* [AVAILABLE DATA]
-- START --

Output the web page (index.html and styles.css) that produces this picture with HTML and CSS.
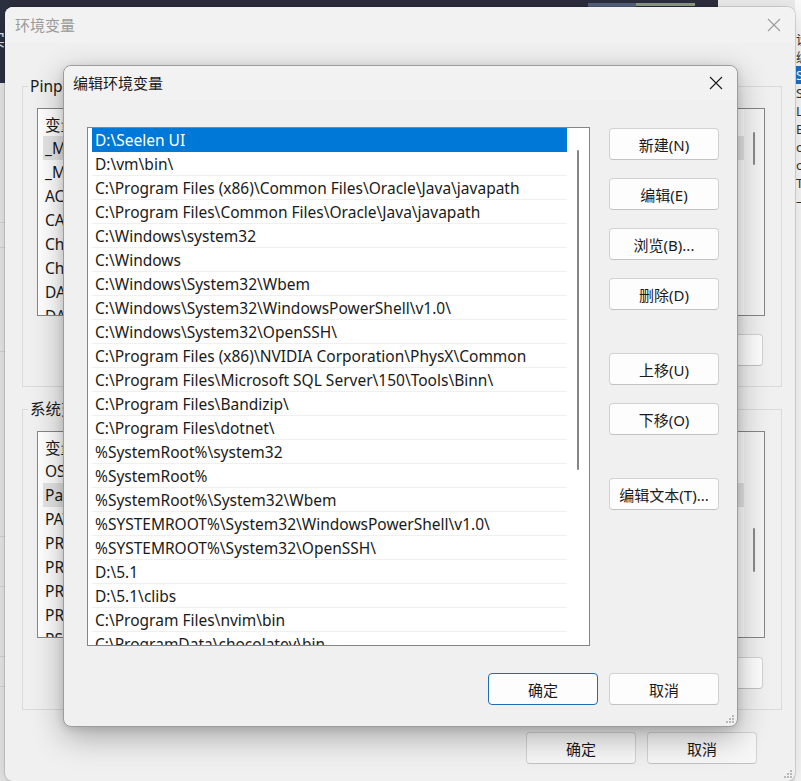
FILE: index.html
```html
<!DOCTYPE html>
<html lang="zh-CN">
<head>
<meta charset="utf-8">
<title>编辑环境变量</title>
<link rel="stylesheet" href="styles.css">
</head>
<body>
<div class="desktop">
  <div class="bg-top">
    <div class="bg-top-chip"><div class="bg-top-tabs"></div></div>
  </div>
  <div class="bg-left">
    <div class="bg-left-dark"><span class="bg-left-glyph">实</span></div>
    <div class="bg-left-cell h140"></div>
    <div class="bg-left-cell h25"></div>
    <div class="bg-left-cell h104"></div>
    <div class="bg-left-cell h185"></div>
    <div class="bg-left-cell h50"></div>
    <div class="bg-left-cell h70"></div>
    <div class="bg-left-cell h30"></div>
  </div>
  <div class="bg-right">
    <div class="bg-right-line">设置</div>
    <div class="bg-right-line">编辑</div>
    <div class="bg-right-line sel">Se</div>
    <div class="bg-right-line">Sh</div>
    <div class="bg-right-line">Li</div>
    <div class="bg-right-line">Bo</div>
    <div class="bg-right-line">od</div>
    <div class="bg-right-line">oc</div>
    <div class="bg-right-line">Tx</div>
    <div class="bg-right-line">—</div>
  </div>

  <section class="win outer">
    <header class="titlebar">
      <span class="title inactive">环境变量</span>
      <svg class="close close-outer" width="14" height="14" viewBox="0 0 14 14"><path d="M1 1L13 13M13 1L1 13" /></svg>
    </header>
    <div class="outer-body">
      <div class="group">
        <span class="legend">Pinpointer 的用户变量(U)</span>
        <div class="vlist">
          <div class="vrows">
            <div class="vhead">变量</div>
            <div class="vrow sel">_MSYS</div>
            <div class="vrow">_MINGW</div>
            <div class="vrow">ACSetup</div>
            <div class="vrow">CARGO</div>
            <div class="vrow">ChocoInst</div>
            <div class="vrow">ChocoLast</div>
            <div class="vrow">DATA</div>
            <div class="vrow">DAEMON</div>
          </div>
          <div class="vscroll"><div class="vthumb t1"></div></div>
        </div>
        <div class="group-actions">
          <button class="btn">删除(D)</button>
        </div>
      </div>

      <div class="group g2">
        <span class="legend">系统变量(S)</span>
        <div class="vlist l2">
          <div class="vrows">
            <div class="vhead">变量</div>
            <div class="vrow">OS</div>
            <div class="vrow sel">Path</div>
            <div class="vrow">PATHEXT</div>
            <div class="vrow">PROC_ARCH</div>
            <div class="vrow">PROC_ID</div>
            <div class="vrow">PROC_LEVEL</div>
            <div class="vrow">PROC_REV</div>
            <div class="vrow">PSModule</div>
          </div>
          <div class="vscroll"><div class="vthumb t2"></div></div>
        </div>
        <div class="group-actions ga2">
          <button class="btn">删除(L)</button>
        </div>
      </div>

      <div class="dialog-actions outer-actions">
        <button class="btn">确定</button>
        <button class="btn">取消</button>
      </div>
    </div>
    <svg class="grip grip-outer" width="10" height="10" viewBox="0 0 10 10"><rect x="7" y="1" width="2" height="2"/><rect x="4" y="4" width="2" height="2"/><rect x="7" y="4" width="2" height="2"/><rect x="1" y="7" width="2" height="2"/><rect x="4" y="7" width="2" height="2"/><rect x="7" y="7" width="2" height="2"/></svg>
  </section>

  <section class="win inner">
    <header class="titlebar inner-titlebar">
      <span class="title">编辑环境变量</span>
      <svg class="close close-inner" width="14" height="14" viewBox="0 0 14 14"><path d="M1 1L13 13M13 1L1 13" /></svg>
    </header>
    <div class="inner-body">
      <div class="pathlist">
        <div class="prows">
          <div class="prow sel">D:\Seelen UI</div>
          <div class="prow">D:\vm\bin\</div>
          <div class="prow">C:\Program Files (x86)\Common Files\Oracle\Java\javapath</div>
          <div class="prow">C:\Program Files\Common Files\Oracle\Java\javapath</div>
          <div class="prow">C:\Windows\system32</div>
          <div class="prow">C:\Windows</div>
          <div class="prow">C:\Windows\System32\Wbem</div>
          <div class="prow">C:\Windows\System32\WindowsPowerShell\v1.0\</div>
          <div class="prow">C:\Windows\System32\OpenSSH\</div>
          <div class="prow">C:\Program Files (x86)\NVIDIA Corporation\PhysX\Common</div>
          <div class="prow">C:\Program Files\Microsoft SQL Server\150\Tools\Binn\</div>
          <div class="prow">C:\Program Files\Bandizip\</div>
          <div class="prow">C:\Program Files\dotnet\</div>
          <div class="prow">%SystemRoot%\system32</div>
          <div class="prow">%SystemRoot%</div>
          <div class="prow">%SystemRoot%\System32\Wbem</div>
          <div class="prow">%SYSTEMROOT%\System32\WindowsPowerShell\v1.0\</div>
          <div class="prow">%SYSTEMROOT%\System32\OpenSSH\</div>
          <div class="prow">D:\5.1</div>
          <div class="prow">D:\5.1\clibs</div>
          <div class="prow">C:\Program Files\nvim\bin</div>
          <div class="prow">C:\ProgramData\chocolatey\bin</div>
        </div>
        <div class="pscroll"><div class="pthumb"></div></div>
      </div>
      <div class="side-actions">
        <button class="btn">新建(N)</button>
        <button class="btn">编辑(E)</button>
        <button class="btn">浏览(B)...</button>
        <button class="btn">删除(D)</button>
        <button class="btn gap-lg">上移(U)</button>
        <button class="btn">下移(O)</button>
        <button class="btn gap-lg">编辑文本(T)...</button>
      </div>
    </div>
    <div class="dialog-actions inner-actions">
      <button class="btn primary">确定</button>
      <button class="btn">取消</button>
    </div>
    <svg class="grip grip-inner" width="10" height="10" viewBox="0 0 10 10"><rect x="7" y="1" width="2" height="2"/><rect x="4" y="4" width="2" height="2"/><rect x="7" y="4" width="2" height="2"/><rect x="1" y="7" width="2" height="2"/><rect x="4" y="7" width="2" height="2"/><rect x="7" y="7" width="2" height="2"/></svg>
  </section>
</div>
</body>
</html>
```

FILE: styles.css
```css
* { box-sizing: border-box; }

html, body {
  margin: 0;
  padding: 0;
}

body {
  width: 801px;
  height: 781px;
  overflow: hidden;
  background: #ececec;
  font-family: "Noto Sans", "Noto Sans CJK SC", sans-serif;
  font-size: 15px;
  color: #1a1a1a;
}

.desktop {
  position: relative;
  width: 801px;
  height: 781px;
  overflow: hidden;
  background: #ececec;
}

/* ---------- background apps ---------- */
.bg-top {
  position: absolute;
  left: 0;
  top: 0;
  width: 718px;
  height: 12px;
  background: #2c2e3d;
}
.bg-top-chip {
  margin-left: 588px;
  width: 107px;
  height: 3px;
  background: #8c9a7c;
}
.bg-top-tabs {
  margin-top: 3px;
  width: 48px;
  height: 6px;
  background: #56607a;
}

.bg-left {
  position: absolute;
  left: 0;
  top: 0;
  width: 8px;
  height: 781px;
  display: flex;
  flex-direction: column;
  background: #e9e9e9;
}
.bg-left-dark {
  height: 83px;
  background: #2c3142;
  padding-top: 30px;
  overflow: hidden;
}
.bg-left-glyph {
  display: block;
  margin-left: -12px;
  color: #dfe6f0;
  font-size: 17px;
  line-height: 20px;
}
.bg-left-cell { border-bottom: 1px solid #d6d6d6; }
.h140 { height: 140px; }
.h25 { height: 25px; }
.h104 { height: 104px; }
.h185 { height: 185px; }
.h50 { height: 50px; }
.h70 { height: 70px; }
.h30 { height: 30px; }

.bg-right {
  position: absolute;
  left: 795px;
  top: 0;
  width: 6px;
  height: 781px;
  background: #fbfbfb;
  padding-top: 30px;
  overflow: hidden;
  font-size: 13px;
  line-height: 18px;
  color: #333;
}
.bg-right-line {
  margin-left: 1px;
  white-space: nowrap;
  height: 18px;
}
.bg-right-line.sel {
  background: #1a73c9;
  color: #fff;
}

/* ---------- windows ---------- */
.win {
  position: absolute;
  background: #f0f0f0;
  border-radius: 8px;
}

.outer {
  left: 5px;
  top: 7px;
  width: 790px;
  height: 774px;
  box-shadow: 0 0 0 1px rgba(0, 0, 0, 0.12), 0 6px 24px rgba(0, 0, 0, 0.18);
  background: #f0f0f0;
}

.inner {
  left: 63px;
  top: 65px;
  width: 675px;
  height: 662px;
  border: 1px solid #9c9c9c;
  box-shadow: 0 10px 32px rgba(0, 0, 0, 0.30), 0 2px 8px rgba(0, 0, 0, 0.12);
  background: #f0f0f0;
}

.titlebar {
  height: 36px;
  display: flex;
  align-items: center;
  justify-content: space-between;
  padding: 0 14px 0 10px;
  background: #f2f2f2;
  border-radius: 8px 8px 0 0;
}
.inner-titlebar {
  height: 34px;
  padding: 0 14px 0 9px;
}
.title {
  font-size: 15px;
  line-height: 20px;
}
.title.inactive { color: #9a9a9a; }

.close { fill: none; stroke-width: 1.1; }
.close-outer { stroke: #9c9c9c; }
.close-inner { stroke: #1a1a1a; }

.grip {
  position: absolute;
  fill: #b9b9b9;
}
.grip-inner { right: 2px; bottom: 2px; }
.grip-outer { right: 2px; bottom: 2px; }

/* ---------- buttons ---------- */
.btn {
  width: 110px;
  height: 32px;
  padding: 0;
  font-family: inherit;
  font-size: 15px;
  color: #1a1a1a;
  background: #fdfdfd;
  border: 1px solid #d2d2d2;
  border-bottom-color: #c2c2c2;
  border-radius: 4px;
}
.btn.primary {
  border: 1px solid #1e6cb8;
}

.dialog-actions {
  display: flex;
  justify-content: flex-end;
  gap: 11px;
}

/* ---------- outer dialog body ---------- */
.outer-body {
  padding: 0 13px 0 17px;
  display: flex;
  flex-direction: column;
}
.group {
  margin-top: 43px;
  border: 1px solid #dadada;
  padding: 0 16px 20px 14px;
  display: flex;
  flex-direction: column;
}
.group.g2 { margin-top: 22px; }
.legend {
  align-self: flex-start;
  margin: -11px 0 0 -9px;
  padding: 0 2px;
  height: 20px;
  line-height: 20px;
  background: #f0f0f0;
  white-space: nowrap;
  font-size: 15.5px;
}
.vlist {
  margin-top: 12px;
  height: 208px;
  border: 1px solid #868686;
  background: #fff;
  display: flex;
}
.vlist.l2 { height: 207px; }
.vrows {
  flex: 1;
  padding: 4px 0 0 5px;
  overflow: hidden;
  font-size: 15.5px;
}
.vhead, .vrow {
  height: 24px;
  line-height: 24px;
  padding-left: 2px;
  white-space: nowrap;
}
.vhead { height: 23px; }
.vrow.sel { background: #e5e5e5; }
.vscroll {
  width: 20px;
  background: #f4f4f4;
  padding-left: 9px;
}
.vthumb {
  width: 2px;
  background: #8a8a8a;
  border-radius: 1px;
}
.t1 { margin-top: 23px; height: 33px; }
.t2 { margin-top: 96px; height: 44px; }

.group-actions {
  margin-top: 18px;
  padding-right: 2px;
  display: flex;
  justify-content: flex-end;
  gap: 11px;
}
.group-actions.ga2 { margin-top: 19px; }

.outer-actions {
  margin-top: 22px;
  padding-right: 25px;
}
.outer-actions .btn { background: #f7f7f7; }

/* ---------- inner dialog body ---------- */
.inner-body {
  padding: 27px 18px 0 23px;
  display: grid;
  grid-template-columns: 503px 110px;
  column-gap: 19px;
  align-items: start;
}
.pathlist {
  height: 519px;
  border: 1px solid #848484;
  background: #fff;
  display: flex;
  padding-left: 4px;
}
.prows {
  width: 475px;
  overflow: hidden;
  font-size: 15.5px;
}
.prow {
  height: 24px;
  padding-top: 2px;
  line-height: 21px;
  padding-left: 3px;
  border-bottom: 1px solid #f0f0f0;
  white-space: nowrap;
}
.prow.sel {
  background: #0078d7;
  color: #fff;
  border-bottom-color: #0078d7;
}
.pscroll {
  width: 22px;
  padding: 22px 0 0 10px;
}
.pthumb {
  width: 2px;
  height: 320px;
  background: #868686;
  border-radius: 1px;
}
.side-actions {
  margin-top: 1px;
  display: flex;
  flex-direction: column;
  gap: 18px;
}
.side-actions .gap-lg { margin-top: 25px; }

.inner-actions {
  margin-top: 27px;
  padding-right: 18px;
}
```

-- END --

* [STATED GOAL] Return all the lines that contain the string "styles".

* [TASK OUTPUT]
Output the web page (index.html and styles.css) that produces this picture with HTML and CSS.
<link rel="stylesheet" href="styles.css">
FILE: styles.css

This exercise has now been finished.